Aileen Christianson (8 August 1944 - 12 June 2020) was Senior Lecturer in the Department of English Literature at the University of Edinburgh. She was well known as a scholar of Scottish literature and women's writing, and as senior editor of 'The Collected Letters of Thomas and Jane Welsh Carlyle' and of collections of Scottish women's writing. Her experience over decades made her a recognised authority on both Carlyles. She gained an MA (hons.) in English and History from the University of Aberdeen in 1966.
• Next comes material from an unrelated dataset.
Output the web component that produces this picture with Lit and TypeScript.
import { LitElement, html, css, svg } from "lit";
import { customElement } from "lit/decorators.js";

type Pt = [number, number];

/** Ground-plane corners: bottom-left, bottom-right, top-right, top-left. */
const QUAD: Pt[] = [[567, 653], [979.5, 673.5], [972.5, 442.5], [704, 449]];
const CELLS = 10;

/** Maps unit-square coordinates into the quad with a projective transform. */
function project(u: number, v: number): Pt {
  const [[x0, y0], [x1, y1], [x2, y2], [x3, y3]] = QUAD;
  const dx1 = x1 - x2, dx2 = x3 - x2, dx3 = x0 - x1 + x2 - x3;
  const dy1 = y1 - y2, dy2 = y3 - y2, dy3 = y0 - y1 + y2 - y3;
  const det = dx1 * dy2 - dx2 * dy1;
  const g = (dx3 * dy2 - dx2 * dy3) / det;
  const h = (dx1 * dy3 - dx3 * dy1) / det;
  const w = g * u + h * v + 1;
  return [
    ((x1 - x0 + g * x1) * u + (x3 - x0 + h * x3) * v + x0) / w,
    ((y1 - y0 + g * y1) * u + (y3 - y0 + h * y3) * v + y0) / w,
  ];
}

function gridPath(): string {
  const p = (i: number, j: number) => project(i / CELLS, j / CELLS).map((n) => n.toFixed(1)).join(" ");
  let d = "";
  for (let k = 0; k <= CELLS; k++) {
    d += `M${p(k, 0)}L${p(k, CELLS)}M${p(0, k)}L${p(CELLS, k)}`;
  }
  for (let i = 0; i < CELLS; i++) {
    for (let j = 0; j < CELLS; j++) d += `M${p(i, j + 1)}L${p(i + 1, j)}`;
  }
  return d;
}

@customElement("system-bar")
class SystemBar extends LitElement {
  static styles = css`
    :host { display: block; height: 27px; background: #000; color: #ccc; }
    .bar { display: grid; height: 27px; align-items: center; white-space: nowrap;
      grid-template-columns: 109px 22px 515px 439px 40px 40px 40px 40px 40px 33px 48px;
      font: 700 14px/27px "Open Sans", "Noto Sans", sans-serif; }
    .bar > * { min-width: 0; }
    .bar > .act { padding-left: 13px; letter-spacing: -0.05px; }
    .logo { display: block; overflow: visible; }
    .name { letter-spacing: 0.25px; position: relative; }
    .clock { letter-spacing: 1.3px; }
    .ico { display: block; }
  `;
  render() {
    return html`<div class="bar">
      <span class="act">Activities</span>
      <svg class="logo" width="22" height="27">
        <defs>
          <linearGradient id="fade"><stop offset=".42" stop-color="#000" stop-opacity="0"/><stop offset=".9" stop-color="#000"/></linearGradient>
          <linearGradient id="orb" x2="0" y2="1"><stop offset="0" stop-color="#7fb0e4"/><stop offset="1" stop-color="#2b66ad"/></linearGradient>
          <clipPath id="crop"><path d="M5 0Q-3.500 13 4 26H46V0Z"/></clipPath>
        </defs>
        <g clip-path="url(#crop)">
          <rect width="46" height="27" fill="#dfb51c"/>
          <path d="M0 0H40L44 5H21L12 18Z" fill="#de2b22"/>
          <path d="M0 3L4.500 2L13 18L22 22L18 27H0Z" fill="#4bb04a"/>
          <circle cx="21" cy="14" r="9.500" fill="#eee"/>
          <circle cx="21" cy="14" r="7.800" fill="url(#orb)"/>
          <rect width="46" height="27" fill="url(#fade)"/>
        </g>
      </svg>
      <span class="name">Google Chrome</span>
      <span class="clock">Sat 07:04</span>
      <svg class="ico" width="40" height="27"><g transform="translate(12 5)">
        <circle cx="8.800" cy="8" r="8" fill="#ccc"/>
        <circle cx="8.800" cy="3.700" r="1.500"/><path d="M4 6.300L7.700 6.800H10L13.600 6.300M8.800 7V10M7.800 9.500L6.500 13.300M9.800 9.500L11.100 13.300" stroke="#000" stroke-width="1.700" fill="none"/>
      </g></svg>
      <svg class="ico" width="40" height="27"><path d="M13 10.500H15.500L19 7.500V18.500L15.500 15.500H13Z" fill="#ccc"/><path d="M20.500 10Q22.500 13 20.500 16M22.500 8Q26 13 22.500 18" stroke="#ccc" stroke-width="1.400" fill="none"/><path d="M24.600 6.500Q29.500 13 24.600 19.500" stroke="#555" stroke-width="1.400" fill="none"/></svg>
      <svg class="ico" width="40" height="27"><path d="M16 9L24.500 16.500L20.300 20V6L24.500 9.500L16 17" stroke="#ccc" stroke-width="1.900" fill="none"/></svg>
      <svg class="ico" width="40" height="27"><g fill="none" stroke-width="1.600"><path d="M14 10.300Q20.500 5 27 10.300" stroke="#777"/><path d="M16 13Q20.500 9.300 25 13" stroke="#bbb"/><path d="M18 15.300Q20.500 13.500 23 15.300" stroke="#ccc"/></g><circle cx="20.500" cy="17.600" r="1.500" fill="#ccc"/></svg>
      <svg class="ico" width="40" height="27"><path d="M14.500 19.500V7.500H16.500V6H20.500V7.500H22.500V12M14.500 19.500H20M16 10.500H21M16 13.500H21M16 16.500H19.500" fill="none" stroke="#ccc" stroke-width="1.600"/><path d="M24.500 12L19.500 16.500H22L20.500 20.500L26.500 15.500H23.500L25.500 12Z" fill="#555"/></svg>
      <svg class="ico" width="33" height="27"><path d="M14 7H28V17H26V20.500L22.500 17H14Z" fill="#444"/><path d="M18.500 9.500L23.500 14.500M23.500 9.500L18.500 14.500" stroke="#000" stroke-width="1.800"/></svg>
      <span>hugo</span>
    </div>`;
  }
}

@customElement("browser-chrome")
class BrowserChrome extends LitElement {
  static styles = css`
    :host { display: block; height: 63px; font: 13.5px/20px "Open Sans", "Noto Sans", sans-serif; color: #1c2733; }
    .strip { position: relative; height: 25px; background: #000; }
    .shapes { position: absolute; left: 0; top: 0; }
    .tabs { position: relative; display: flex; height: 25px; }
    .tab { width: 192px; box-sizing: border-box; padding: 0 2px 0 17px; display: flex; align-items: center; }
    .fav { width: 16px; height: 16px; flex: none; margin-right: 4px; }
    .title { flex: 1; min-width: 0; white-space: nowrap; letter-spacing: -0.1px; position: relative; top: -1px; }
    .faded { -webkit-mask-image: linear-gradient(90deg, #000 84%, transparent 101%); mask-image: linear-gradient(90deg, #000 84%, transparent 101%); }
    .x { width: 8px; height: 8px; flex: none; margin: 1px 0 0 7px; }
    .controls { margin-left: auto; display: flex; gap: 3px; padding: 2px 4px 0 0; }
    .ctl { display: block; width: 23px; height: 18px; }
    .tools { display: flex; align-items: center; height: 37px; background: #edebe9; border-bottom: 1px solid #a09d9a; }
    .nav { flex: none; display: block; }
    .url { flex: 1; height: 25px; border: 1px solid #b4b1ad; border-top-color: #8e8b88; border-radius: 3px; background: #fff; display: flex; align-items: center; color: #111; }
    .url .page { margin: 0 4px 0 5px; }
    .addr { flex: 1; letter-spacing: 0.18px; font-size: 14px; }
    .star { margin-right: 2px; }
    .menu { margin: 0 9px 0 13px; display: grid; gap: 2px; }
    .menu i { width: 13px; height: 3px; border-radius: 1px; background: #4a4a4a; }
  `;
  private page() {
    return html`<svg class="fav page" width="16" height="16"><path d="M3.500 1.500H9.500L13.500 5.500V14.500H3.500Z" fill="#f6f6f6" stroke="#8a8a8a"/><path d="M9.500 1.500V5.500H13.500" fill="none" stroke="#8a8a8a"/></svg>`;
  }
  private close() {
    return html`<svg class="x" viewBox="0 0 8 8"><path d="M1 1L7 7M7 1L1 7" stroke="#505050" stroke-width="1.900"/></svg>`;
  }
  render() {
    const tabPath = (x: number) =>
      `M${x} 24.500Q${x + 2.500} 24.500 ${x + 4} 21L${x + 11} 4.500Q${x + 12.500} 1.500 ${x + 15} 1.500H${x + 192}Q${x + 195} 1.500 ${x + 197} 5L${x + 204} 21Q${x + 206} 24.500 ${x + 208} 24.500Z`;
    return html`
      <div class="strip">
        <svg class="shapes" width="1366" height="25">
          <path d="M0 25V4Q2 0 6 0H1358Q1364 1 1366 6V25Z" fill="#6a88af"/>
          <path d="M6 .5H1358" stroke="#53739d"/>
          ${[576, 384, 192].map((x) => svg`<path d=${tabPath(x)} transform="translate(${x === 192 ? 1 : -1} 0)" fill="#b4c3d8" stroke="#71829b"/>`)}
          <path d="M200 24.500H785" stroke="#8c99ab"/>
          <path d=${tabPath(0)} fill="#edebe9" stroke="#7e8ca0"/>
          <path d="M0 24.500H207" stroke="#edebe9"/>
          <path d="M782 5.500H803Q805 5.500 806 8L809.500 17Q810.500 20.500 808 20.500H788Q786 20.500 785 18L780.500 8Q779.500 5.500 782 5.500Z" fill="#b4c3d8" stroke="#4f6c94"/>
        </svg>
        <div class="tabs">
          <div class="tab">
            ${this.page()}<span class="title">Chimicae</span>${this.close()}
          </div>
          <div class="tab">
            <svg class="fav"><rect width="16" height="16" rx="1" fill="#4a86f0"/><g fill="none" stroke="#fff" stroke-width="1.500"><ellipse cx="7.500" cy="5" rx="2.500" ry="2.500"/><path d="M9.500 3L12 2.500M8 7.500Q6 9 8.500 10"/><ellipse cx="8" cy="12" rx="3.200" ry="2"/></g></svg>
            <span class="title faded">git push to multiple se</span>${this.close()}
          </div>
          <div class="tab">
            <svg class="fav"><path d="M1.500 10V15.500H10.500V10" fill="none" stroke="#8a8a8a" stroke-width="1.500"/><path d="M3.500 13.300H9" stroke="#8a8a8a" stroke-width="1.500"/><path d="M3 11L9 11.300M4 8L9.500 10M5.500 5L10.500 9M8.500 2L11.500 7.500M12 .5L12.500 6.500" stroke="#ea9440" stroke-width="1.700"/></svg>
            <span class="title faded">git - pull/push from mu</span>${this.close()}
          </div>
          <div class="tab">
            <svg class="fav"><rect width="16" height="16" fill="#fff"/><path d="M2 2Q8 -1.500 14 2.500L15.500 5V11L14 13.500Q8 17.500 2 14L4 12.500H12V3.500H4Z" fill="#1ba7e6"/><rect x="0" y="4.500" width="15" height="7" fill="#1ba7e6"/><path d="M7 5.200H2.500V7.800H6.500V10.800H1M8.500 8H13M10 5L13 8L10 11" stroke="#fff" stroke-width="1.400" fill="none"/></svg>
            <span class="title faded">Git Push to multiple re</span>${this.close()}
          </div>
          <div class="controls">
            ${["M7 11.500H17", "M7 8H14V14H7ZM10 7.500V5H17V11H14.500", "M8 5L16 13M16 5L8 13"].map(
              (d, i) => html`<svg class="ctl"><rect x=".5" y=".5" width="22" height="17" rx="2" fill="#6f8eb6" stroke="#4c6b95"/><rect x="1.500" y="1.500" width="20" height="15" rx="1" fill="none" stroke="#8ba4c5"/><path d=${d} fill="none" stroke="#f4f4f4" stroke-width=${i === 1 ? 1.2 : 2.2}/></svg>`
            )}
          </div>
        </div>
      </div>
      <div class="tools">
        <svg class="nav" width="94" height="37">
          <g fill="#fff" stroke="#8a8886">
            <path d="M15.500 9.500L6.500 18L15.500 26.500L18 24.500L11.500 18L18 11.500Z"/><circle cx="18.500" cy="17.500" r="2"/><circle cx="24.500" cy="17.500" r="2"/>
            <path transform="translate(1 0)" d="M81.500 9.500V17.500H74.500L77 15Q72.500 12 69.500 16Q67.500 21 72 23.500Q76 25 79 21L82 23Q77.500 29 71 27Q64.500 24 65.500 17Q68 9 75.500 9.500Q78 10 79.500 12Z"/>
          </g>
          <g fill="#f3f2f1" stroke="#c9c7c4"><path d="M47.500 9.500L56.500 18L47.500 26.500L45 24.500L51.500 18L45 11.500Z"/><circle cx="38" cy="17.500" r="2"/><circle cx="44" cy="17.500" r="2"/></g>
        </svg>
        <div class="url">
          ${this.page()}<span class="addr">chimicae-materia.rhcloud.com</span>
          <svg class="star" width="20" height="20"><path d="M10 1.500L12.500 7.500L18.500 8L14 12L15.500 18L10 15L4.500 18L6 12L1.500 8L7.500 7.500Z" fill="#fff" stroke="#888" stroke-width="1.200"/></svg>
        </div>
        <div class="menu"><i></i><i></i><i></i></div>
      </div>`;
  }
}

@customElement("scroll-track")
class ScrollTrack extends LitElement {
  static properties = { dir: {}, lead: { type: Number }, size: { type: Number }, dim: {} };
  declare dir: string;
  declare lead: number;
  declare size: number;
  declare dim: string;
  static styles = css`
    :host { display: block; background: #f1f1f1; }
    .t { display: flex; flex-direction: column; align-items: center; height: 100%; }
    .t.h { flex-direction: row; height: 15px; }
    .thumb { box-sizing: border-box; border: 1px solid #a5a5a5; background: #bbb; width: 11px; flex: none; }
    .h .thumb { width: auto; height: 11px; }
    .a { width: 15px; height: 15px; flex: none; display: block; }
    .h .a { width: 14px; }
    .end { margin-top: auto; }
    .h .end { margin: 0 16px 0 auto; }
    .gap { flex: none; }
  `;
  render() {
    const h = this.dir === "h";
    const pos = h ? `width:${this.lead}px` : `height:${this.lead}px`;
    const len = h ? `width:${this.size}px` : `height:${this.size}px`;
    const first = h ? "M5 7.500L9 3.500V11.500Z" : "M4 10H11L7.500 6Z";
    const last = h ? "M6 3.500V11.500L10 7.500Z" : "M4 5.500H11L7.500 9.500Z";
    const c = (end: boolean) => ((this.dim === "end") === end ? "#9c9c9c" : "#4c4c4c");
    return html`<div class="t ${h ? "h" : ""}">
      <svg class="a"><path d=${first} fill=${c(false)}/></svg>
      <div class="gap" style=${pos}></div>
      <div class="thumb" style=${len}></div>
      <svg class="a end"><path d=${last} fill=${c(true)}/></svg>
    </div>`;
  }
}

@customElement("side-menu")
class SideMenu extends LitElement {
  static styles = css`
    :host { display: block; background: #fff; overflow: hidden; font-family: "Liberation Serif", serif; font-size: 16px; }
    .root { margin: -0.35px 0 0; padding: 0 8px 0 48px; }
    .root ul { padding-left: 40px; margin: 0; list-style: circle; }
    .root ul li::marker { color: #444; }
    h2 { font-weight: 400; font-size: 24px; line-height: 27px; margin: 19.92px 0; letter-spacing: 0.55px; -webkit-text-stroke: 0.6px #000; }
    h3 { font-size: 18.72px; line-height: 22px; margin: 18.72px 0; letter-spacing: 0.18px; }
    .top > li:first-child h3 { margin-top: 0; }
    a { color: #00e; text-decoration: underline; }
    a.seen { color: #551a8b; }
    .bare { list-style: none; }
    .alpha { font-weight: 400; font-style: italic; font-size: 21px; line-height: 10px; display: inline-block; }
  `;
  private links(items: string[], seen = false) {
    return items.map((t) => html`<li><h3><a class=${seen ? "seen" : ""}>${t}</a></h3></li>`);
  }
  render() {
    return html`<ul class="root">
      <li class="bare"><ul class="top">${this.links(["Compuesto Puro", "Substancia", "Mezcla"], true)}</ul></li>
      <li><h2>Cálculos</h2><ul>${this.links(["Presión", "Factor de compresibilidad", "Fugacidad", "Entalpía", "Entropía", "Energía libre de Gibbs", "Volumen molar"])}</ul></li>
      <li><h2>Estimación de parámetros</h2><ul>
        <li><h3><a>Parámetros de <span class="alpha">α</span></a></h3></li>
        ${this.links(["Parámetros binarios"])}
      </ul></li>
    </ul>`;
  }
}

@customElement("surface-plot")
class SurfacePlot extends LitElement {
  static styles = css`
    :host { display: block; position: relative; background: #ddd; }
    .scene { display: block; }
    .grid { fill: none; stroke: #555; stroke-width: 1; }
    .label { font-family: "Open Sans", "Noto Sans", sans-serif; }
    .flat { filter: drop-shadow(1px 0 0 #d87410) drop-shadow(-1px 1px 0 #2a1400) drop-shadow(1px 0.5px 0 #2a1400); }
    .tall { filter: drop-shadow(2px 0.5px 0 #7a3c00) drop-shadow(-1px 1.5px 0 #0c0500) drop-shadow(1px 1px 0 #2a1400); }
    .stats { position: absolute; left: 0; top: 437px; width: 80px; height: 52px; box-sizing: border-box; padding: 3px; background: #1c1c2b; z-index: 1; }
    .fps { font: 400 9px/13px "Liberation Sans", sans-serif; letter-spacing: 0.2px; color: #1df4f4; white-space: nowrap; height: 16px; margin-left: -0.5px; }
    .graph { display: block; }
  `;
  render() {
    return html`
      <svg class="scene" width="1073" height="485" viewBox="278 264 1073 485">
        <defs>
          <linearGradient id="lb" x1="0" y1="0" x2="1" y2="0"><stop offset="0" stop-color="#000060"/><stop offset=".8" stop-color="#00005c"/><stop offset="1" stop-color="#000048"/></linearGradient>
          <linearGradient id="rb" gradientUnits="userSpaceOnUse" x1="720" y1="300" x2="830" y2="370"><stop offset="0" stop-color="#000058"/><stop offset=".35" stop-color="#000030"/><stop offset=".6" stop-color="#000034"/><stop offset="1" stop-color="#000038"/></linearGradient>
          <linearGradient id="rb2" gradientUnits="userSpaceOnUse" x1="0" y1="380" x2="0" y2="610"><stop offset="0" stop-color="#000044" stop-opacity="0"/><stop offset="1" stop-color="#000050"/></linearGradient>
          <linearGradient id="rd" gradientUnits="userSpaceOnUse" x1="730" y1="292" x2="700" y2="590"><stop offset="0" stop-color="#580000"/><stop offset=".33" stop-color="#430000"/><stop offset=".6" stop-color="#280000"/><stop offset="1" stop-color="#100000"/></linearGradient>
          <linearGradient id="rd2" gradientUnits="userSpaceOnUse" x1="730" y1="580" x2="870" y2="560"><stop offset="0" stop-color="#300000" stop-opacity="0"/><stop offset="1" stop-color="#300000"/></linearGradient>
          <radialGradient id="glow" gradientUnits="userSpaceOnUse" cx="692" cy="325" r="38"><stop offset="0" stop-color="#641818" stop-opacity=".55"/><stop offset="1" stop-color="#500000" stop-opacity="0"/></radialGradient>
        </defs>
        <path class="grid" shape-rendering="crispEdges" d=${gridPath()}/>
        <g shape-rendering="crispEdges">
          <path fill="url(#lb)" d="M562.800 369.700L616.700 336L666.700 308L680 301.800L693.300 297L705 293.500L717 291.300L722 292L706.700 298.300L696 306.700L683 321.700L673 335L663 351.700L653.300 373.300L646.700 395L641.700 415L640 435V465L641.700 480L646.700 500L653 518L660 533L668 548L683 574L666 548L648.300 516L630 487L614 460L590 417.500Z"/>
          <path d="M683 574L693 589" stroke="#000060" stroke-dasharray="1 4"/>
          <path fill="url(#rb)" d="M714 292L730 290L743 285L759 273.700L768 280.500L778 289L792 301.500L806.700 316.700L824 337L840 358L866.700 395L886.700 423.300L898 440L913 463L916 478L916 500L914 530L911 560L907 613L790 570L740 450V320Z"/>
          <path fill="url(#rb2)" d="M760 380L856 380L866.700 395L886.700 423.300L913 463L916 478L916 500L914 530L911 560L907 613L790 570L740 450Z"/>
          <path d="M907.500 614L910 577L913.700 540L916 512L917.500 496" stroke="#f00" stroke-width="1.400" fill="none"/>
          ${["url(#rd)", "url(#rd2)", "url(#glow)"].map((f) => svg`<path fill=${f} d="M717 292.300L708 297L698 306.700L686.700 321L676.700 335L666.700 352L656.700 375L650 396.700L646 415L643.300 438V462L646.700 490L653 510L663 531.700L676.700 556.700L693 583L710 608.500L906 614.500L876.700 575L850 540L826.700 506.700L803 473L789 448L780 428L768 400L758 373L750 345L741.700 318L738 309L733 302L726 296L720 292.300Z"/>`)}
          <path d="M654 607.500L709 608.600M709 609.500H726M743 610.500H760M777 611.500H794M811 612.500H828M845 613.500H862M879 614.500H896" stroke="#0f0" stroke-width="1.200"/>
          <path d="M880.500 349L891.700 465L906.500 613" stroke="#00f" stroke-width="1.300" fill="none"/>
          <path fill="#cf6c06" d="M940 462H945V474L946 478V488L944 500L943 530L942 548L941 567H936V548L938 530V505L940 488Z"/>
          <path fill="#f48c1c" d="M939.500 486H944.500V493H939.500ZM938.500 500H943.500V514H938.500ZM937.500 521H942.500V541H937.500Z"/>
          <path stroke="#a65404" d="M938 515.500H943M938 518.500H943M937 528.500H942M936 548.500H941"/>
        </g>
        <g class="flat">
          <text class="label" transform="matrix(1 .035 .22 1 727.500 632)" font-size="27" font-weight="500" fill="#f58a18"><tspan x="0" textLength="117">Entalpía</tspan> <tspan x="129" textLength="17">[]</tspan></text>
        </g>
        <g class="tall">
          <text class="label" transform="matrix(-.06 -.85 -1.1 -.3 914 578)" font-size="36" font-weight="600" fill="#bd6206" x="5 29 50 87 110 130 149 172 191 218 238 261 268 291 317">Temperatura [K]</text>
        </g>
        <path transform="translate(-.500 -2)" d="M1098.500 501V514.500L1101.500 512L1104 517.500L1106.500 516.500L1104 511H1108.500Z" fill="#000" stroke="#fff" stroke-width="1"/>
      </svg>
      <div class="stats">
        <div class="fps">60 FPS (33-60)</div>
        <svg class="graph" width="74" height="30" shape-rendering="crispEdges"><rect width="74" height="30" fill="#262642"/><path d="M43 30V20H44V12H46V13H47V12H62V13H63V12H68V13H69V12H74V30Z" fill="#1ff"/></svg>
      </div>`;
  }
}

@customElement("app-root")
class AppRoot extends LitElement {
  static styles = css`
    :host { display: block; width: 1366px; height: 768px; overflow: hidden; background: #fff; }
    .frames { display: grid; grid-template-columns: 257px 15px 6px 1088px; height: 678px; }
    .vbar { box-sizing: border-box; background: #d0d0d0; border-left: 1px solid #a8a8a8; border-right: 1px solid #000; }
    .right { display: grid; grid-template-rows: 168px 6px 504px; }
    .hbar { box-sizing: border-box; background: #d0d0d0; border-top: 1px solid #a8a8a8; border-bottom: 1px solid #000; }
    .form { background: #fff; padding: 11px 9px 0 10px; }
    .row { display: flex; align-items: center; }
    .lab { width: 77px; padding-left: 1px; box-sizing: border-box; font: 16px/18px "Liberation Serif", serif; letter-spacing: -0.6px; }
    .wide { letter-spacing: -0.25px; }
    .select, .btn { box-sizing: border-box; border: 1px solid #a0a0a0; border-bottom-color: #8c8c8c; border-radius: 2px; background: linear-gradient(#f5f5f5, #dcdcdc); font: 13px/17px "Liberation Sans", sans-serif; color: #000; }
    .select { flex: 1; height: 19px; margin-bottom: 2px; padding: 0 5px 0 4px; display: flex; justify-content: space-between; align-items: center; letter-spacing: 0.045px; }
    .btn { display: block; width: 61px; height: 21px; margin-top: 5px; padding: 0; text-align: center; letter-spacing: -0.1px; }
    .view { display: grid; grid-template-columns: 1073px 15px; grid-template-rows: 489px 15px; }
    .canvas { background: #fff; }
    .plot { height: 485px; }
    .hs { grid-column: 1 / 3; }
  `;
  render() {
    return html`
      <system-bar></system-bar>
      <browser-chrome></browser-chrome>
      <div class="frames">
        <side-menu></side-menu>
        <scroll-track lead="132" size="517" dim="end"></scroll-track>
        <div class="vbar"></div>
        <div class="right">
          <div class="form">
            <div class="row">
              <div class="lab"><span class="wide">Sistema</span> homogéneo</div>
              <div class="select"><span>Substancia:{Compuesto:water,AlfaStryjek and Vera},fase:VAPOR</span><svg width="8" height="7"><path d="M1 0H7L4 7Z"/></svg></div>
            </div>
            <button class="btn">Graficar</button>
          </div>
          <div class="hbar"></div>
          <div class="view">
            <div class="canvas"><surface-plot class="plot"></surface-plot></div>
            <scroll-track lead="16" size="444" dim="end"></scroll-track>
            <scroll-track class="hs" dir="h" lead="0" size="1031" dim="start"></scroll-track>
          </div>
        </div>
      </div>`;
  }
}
She worked as a researcher and taught as a lecturer and senior lecturer. Her teaching covered mainly nineteenth and twentieth century Scottish women's writing. She published a full-length critical study of the writings of Willa Muir. Aileen was recognised for her outstanding contribution to Scottish Literature and the Arts by the Saltire Society in 2019

She was a long-time supporter of the organisation Rape Crisis Scotland, a network of centres that provide support to campaign and lobby to raise awareness of the issues of sexual violence. Rape Crisis Scotland centres were established in Glasgow in 1976 and in Edinburgh in 1978. Aileen was a member of the Rape Crisis Centre Collective from 1978 to 1996.

She died in Edinburgh on 12 June 2020 from cancer during a period of national lockdown caused by COVID-19.